Zukunft Europas: Der Ball liegt bei den Mitgliedsstaaten (Gastkommentar Paul Schmidt, derstandard.at)

Letztes Jahr hatte Kommissionspräsident Jean-Claude Juncker die EU noch nahe der Existenzkrise gesehen und die Unbeweglichkeit einiger EU-Hauptstädte beklagt. Seine Rede zur Lage der Union war smarter und strategisch überlegter formuliert. Juncker ist heute konzilianter gegenüber streitbaren Mitgliedern, sucht weniger die Konfrontation, sondern ihre Unterstützung für künftige Reformen.
Er spricht einzelne Probleme wie Flucht und Zuwanderung, die Entsendung von Arbeitskräften, das Thema Lebensmittelqualität, die Auslegung der Fiskalregeln oder die Vertiefung der Eurozone gezielt an, ohne aber seine Sorgenkinder beim Namen zu nennen. Er signalisiert, dass die Kommission ihre Probleme lösen möchte, und gleichzeitig wird Solidarität eingemahnt sowie die Pflicht, Urteile des Europäischen Gerichtshofs anzuerkennen. Insgesamt zeichnet der Kommissionspräsident ein positiveres Bild. Nicht zuletzt aufgrund der guten Wirtschaftsprognosen sieht er ein Zeitfenster, das es für notwendige Integrationsschritte zu nützen gilt.

Vorreiterrolle beim Klimaschutz
Dank der USA ist die EU in Handelsfragen gefragter denn je. Sie muss die Vorreiterrolle im Klimaschutz ausbauen und die Industrie stärken. Ein Verteidigungsfonds, eine Aufklärungseinheit zum Schutz vor Terrorismus und eine Sicherheitsagentur zur Cyberkriminalität sollen die EU krisenresistenter machen.

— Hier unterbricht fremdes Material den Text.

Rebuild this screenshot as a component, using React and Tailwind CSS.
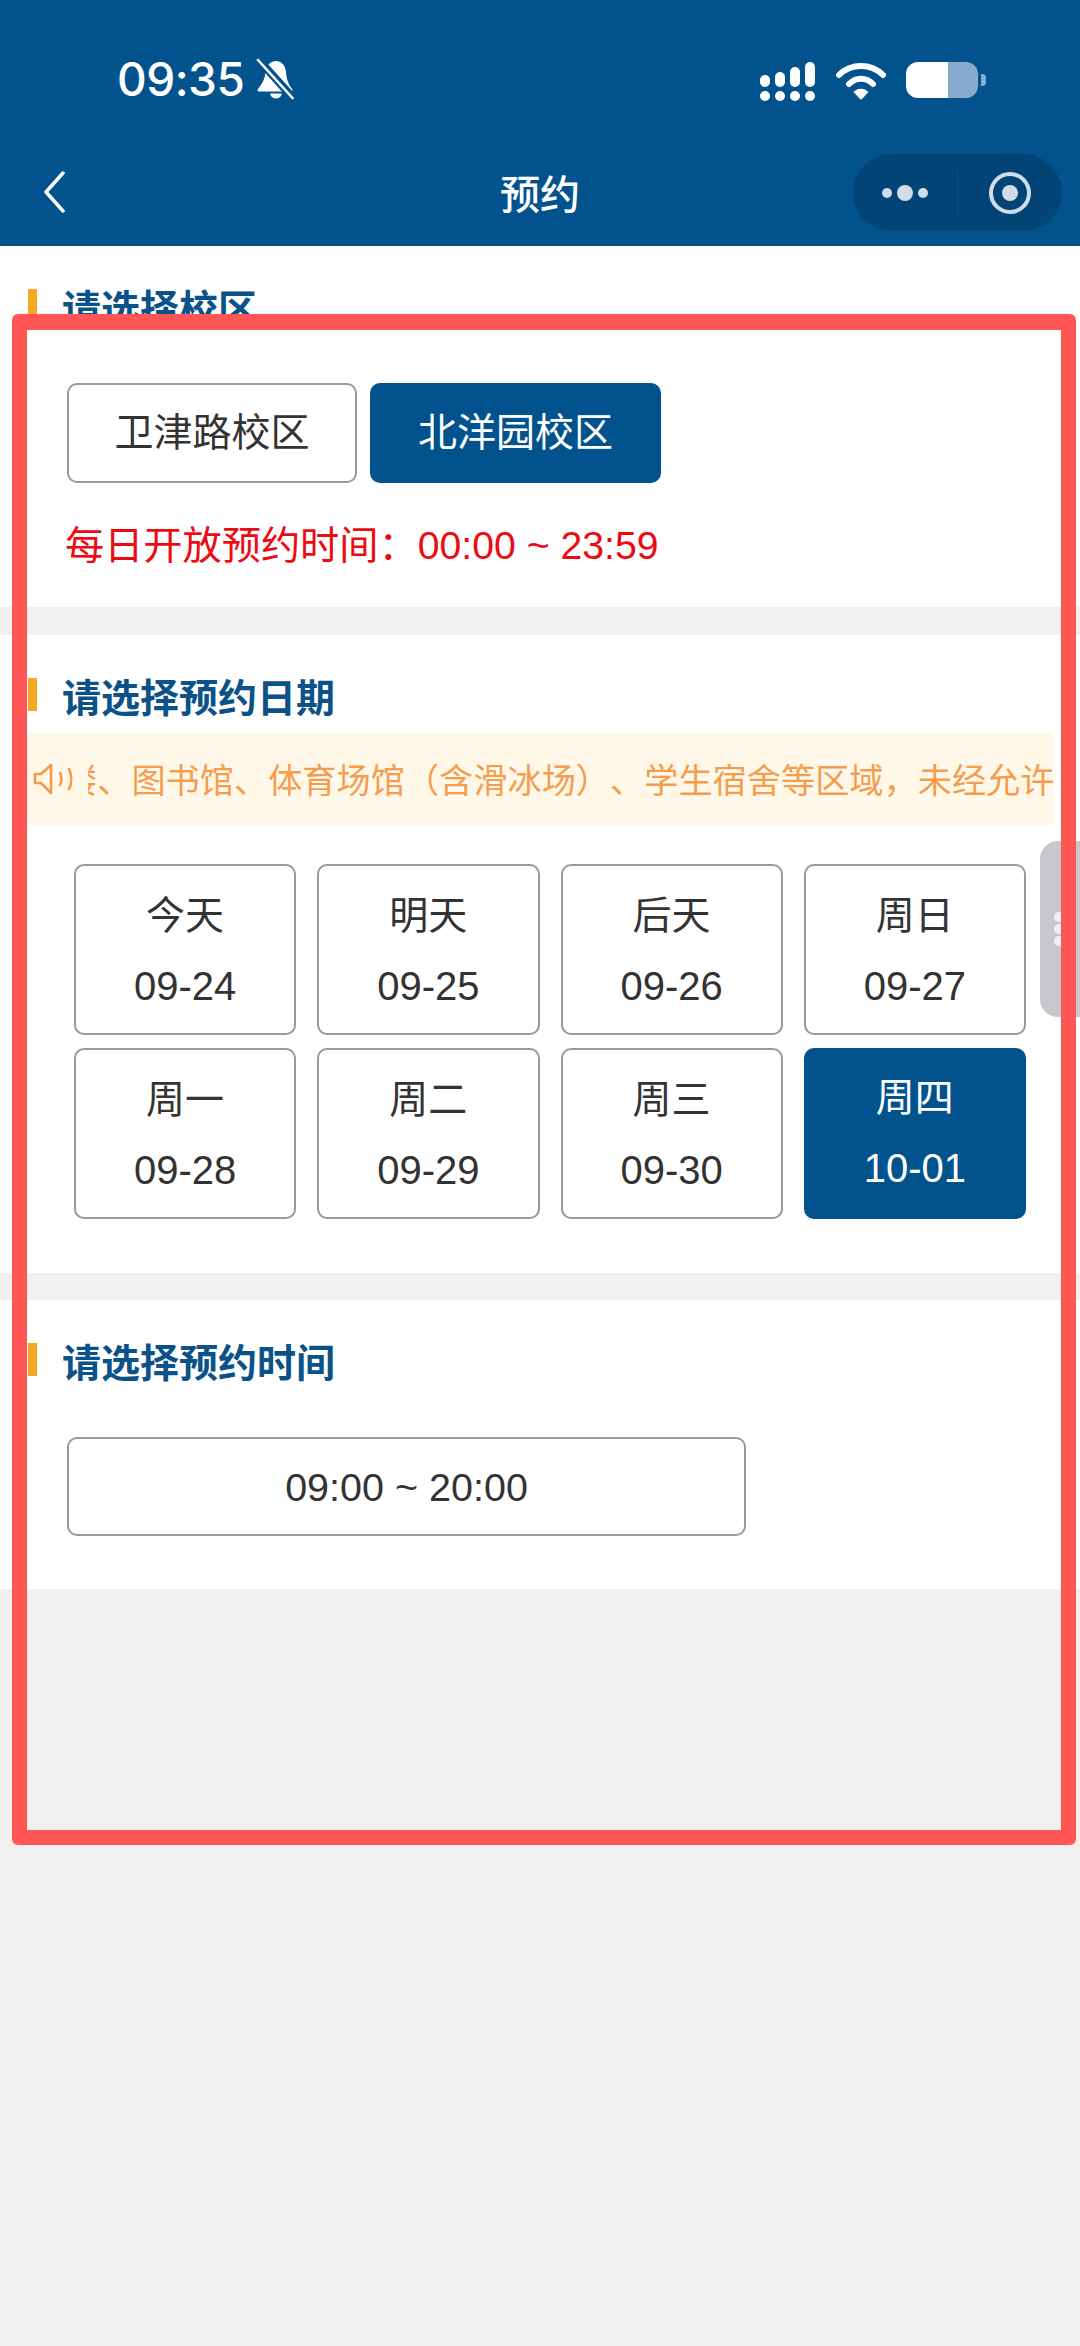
import React from 'react';

const FONT = "font-['Liberation_Sans','Noto_Sans_CJK_SC',sans-serif]";

const DATES = [
  { day: '今天', date: '09-24' },
  { day: '明天', date: '09-25' },
  { day: '后天', date: '09-26' },
  { day: '周日', date: '09-27' },
  { day: '周一', date: '09-28' },
  { day: '周二', date: '09-29' },
  { day: '周三', date: '09-30' },
  { day: '周四', date: '10-01', active: true },
];

const SectionTitle = ({ children, className }) => (
  <div className={`flex items-start gap-[25px] ${className}`}>
    <span className="w-[9px] h-[33px] bg-[#f7a823]" />
    <h2 className="text-[39px] leading-[42px] font-bold text-[#0b5288]">{children}</h2>
  </div>
);

const BellSlash = () => (
  <svg width="38" height="42" viewBox="0 0 38 42" fill="none">
    <path d="M20 3c-6 0-10 5-10.500 11C9 22 5 27 2 31c-1 1-.5 2.500 1 2.500h32c1.500 0 2-1.500 1-2.500-3-4-5.500-9-6-17C29.500 8 26 3 20 3Z" fill="#fff" />
    <path d="M14 35.500h12c-.6 3-3 5-6 5s-5.400-2-6-5Z" fill="#fff" />
    <path d="M2 1 38 41" stroke="#02528e" strokeWidth="8" />
    <path d="M2 2 36.500 40" stroke="#fff" strokeWidth="2.600" strokeLinecap="round" />
  </svg>
);

const Signal = () => (
  <svg width="56" height="40" viewBox="0 0 56 40" fill="#fff">
    <rect x="0" y="13" width="10" height="12" rx="5" />
    <rect x="15" y="10" width="10" height="15" rx="5" />
    <rect x="30" y="5" width="10" height="20" rx="5" />
    <rect x="45" y="0" width="10" height="25" rx="5" />
    <circle cx="5" cy="34" r="5" />
    <circle cx="20" cy="34" r="5" />
    <circle cx="35" cy="34" r="5" />
    <circle cx="50" cy="34" r="5" />
  </svg>
);

const Wifi = () => (
  <svg width="50" height="38" viewBox="0 0 50 38" fill="none">
    <path d="M3 13C15 1 35 1 47 13" stroke="#fff" strokeWidth="6" strokeLinecap="round" />
    <path d="M13 22c7-7 17-7 24 0" stroke="#fff" strokeWidth="6" strokeLinecap="round" />
    <path d="M17.500 30c4-4.500 11-4.500 15 0L26 37c-.6.600-1.400.600-2 0l-6.500-7Z" fill="#fff" />
  </svg>
);

const Battery = () => (
  <div className="flex items-center gap-[3px]">
    <div className="flex w-[72px] h-[36px] rounded-[12px] overflow-hidden">
      <div className="w-[42px] bg-white" />
      <div className="flex-1 bg-[#88abcd]" />
    </div>
    <div className="w-[5px] h-[12px] rounded-r-[4px] bg-[#88abcd]" />
  </div>
);

const App = () => {
  return (
    <div lang="zh-CN" className={`relative min-h-[2346px] bg-[#f0f0f0] text-[#333] ${FONT}`}>
      {/* Header */}
      <header className="h-[246px] bg-[#02528e] text-white">
        <div className="flex justify-between h-[154px] pl-[117px] pr-[94px] pt-[58px]">
          <div className="flex items-start gap-[12px]">
            <span className="font-['Inter',sans-serif] font-medium text-[46px] leading-[42px] tracking-[-0.5px]">09:35</span>
            <BellSlash />
          </div>
          <div className="flex items-start gap-[20px] pt-[4px]">
            <Signal />
            <Wifi />
            <Battery />
          </div>
        </div>
        <div className="flex items-start h-[92px] pl-[43px] pr-[18px]">
          <svg width="22" height="42" viewBox="0 0 22 42" fill="none" className="mt-[17px]">
            <path d="M20 2 3 21l17 19" stroke="#fff" strokeWidth="3.500" strokeLinecap="round" strokeLinejoin="round" />
          </svg>
          <h1 className="flex-1 pl-[162px] pt-[19px] text-center text-[40px] leading-[44px] font-medium">预约</h1>
          <div className="flex items-center w-[209px] h-[77px] rounded-full bg-[#034477]">
            <div className="flex items-center justify-center gap-[3px] w-[104px]">
              <span className="w-[10px] h-[10px] rounded-full bg-[#d0dce8]" />
              <span className="w-[16px] h-[16px] rounded-full bg-[#d0dce8] mx-[2px]" />
              <span className="w-[10px] h-[10px] rounded-full bg-[#d0dce8]" />
            </div>
            <div className="w-[1px] h-[46px] bg-[#0a4f85]" />
            <div className="flex flex-1 items-center justify-center">
              <div className="flex items-center justify-center w-[42px] h-[42px] rounded-full border-[4px] border-[#d0dce8]">
                <span className="w-[16px] h-[16px] rounded-full bg-[#d0dce8]" />
              </div>
            </div>
          </div>
        </div>
      </header>

      {/* Campus */}
      <section className="h-[361px] bg-white pt-[43px]">
        <SectionTitle className="pl-[28px] mb-[52px]">请选择校区</SectionTitle>
        <div className="flex gap-[13px] pl-[67px]">
          <button className="w-[290px] h-[100px] rounded-[10px] border-2 border-[#999] bg-white text-[39px]">卫津路校区</button>
          <button className="w-[291px] h-[100px] rounded-[10px] bg-[#02528e] text-white text-[39px]">北洋园校区</button>
        </div>
        <p className="mt-[41px] pl-[65px] text-[39.2px] leading-[44px] text-[#ee0a12] [text-spacing-trim:space-all]">每日开放预约时间：00:00 ~ 23:59</p>
      </section>

      {/* Date */}
      <section className="h-[638px] mt-[28px] bg-white pt-[43px]">
        <SectionTitle className="pl-[28px] mb-[13px]">请选择预约日期</SectionTitle>
        <div className="flex items-center h-[92px] mx-[26px] pl-[7px] bg-[#fff8e8] text-[#f59d4e]">
          <svg width="40" height="32" viewBox="0 0 40 32" fill="none" stroke="#f29a4c" strokeWidth="2.600" strokeLinecap="round" strokeLinejoin="round" className="shrink-0">
            <path d="M2 11v9h6l10 10V2L8 11H2Z" />
            <path d="M27 10c2 4 2 8 0 12" />
            <path d="M36 6c3 6 3 14 0 20" />
          </svg>
          <div className="flex-1 ml-[15px] overflow-hidden">
            <p className="ml-[-25px] mt-[3px] whitespace-nowrap text-[34.2px] leading-[44px] [text-spacing-trim:space-all]">楼、图书馆、体育场馆（含滑冰场）、学生宿舍等区域，未经允许</p>
          </div>
        </div>
        <div className="grid grid-cols-4 gap-x-[21px] gap-y-[13px] pl-[74px] pr-[54px] mt-[39px]">
          {DATES.map((item) => (
            <button
              key={item.date}
              className={`flex flex-col items-center h-[171px] rounded-[10px] pt-[28px] text-[39px] leading-[44px] ${
                item.active ? 'bg-[#02528e] text-white' : 'border-2 border-[#999] bg-white'
              }`}
            >
              <span>{item.day}</span>
              <span className="mt-[26px] text-[40px]">{item.date}</span>
            </button>
          ))}
        </div>
      </section>

      {/* Time */}
      <section className="h-[289px] mt-[27px] bg-white pt-[43px]">
        <SectionTitle className="pl-[28px] mb-[52px]">请选择预约时间</SectionTitle>
        <div className="pl-[67px]">
          <button className="w-[679px] h-[99px] pt-[2px] rounded-[10px] border-2 border-[#999] bg-white text-[39.5px]">09:00 ~ 20:00</button>
        </div>
      </section>

      {/* Floating handle */}
      <div className="absolute left-[1040px] top-[841px] flex flex-col gap-[2px] w-[40px] h-[176px] pt-[71px] pl-[14px] rounded-l-[18px] bg-[#c8c8cc]">
        <span className="w-[10px] h-[10px] rounded-full bg-[#f0f0f2]" />
        <span className="w-[10px] h-[10px] rounded-full bg-[#f0f0f2]" />
        <span className="w-[10px] h-[10px] rounded-full bg-[#f0f0f2]" />
      </div>

      {/* Annotation frame */}
      <div className="absolute left-[12px] top-[314px] w-[1064px] h-[1531px] rounded-[6px] border-x-[15px] border-t-[16px] border-b-[15px] border-[#ff5555]" />
    </div>
  );
};

export default App;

Die EU-Hilfe für Afrika soll erhöht, Möglichkeiten für legale Asylwege geschaffen, aber auch Rückführungen leichter ermöglicht werden. Dem Prinzip “Gleiche Arbeit, gleicher Ort, gleicher Lohn” soll endlich zum Durchbruch verholfen werden – eine neue Aufsichtsbehörde für den Arbeitsmarkt könnte hier helfen.

Zukunft der EU
Die Kommission hat schon in den vergangenen Monaten fünf Optionen zur Zukunft der EU vorgelegt. Juncker skizziert nun eine sechste: eine vage Mischung der Szenarien “Weniger, aber effizienter” und “Viel mehr gemeinsames Handeln”. Anstatt die Idee eines Europas der verschiedenen Geschwindigkeiten zu forcieren, möchte er die Union als Ganze handlungsfähiger machen. Mehrheitsentscheidungen konkret in den Bereichen Außenpolitik und Binnenmarkt. Ein rascher Schengenbeitritt Rumäniens, Bulgariens – in späterer Folge Kroatiens. Eine zeitnahe Erweiterung der Eurozone, die letztlich alle Mitglieder umfassen soll. Eine Erweiterungsperspektive für den Westbalkan, keine unter einer Erdoğan-Türkei. Ein eigener Finanzminister und eine gesonderte Budgetlinie für die Eurozone, aber kein eigenes Europarlament. Und eine Fusion von Rats- und Kommissionspräsident, der bei den EU-Wahlen bestimmt werden soll.

Realitätstest folgt erst
Die Idee verstärkter Subsidiarität und der kürzlich von Emmanuel Macron vorgebrachte Vorschlag von Bürgerdebatten werden wiederholt, doch bleibt wieder vage, wie sich diese konkret auf die EU-Politik auswirken könnten. Ein Brückenschlag zwischen unterschiedlichen Interessen ist ihm gelungen, aber ein Befreiungsschlag war die Rede nicht. Junckers Forderungen müssen den Realitätstest erst bestehen, und die Reformdebatte steht unter immensem Zeitdruck. Rechtzeitig bis zu den EU-Wahlen im Sommer 2019 braucht die europäische Öffentlichkeit Klarheit über den weiteren Integrationsfahrplan. Jetzt sind die Mitgliedsstaaten am Zug.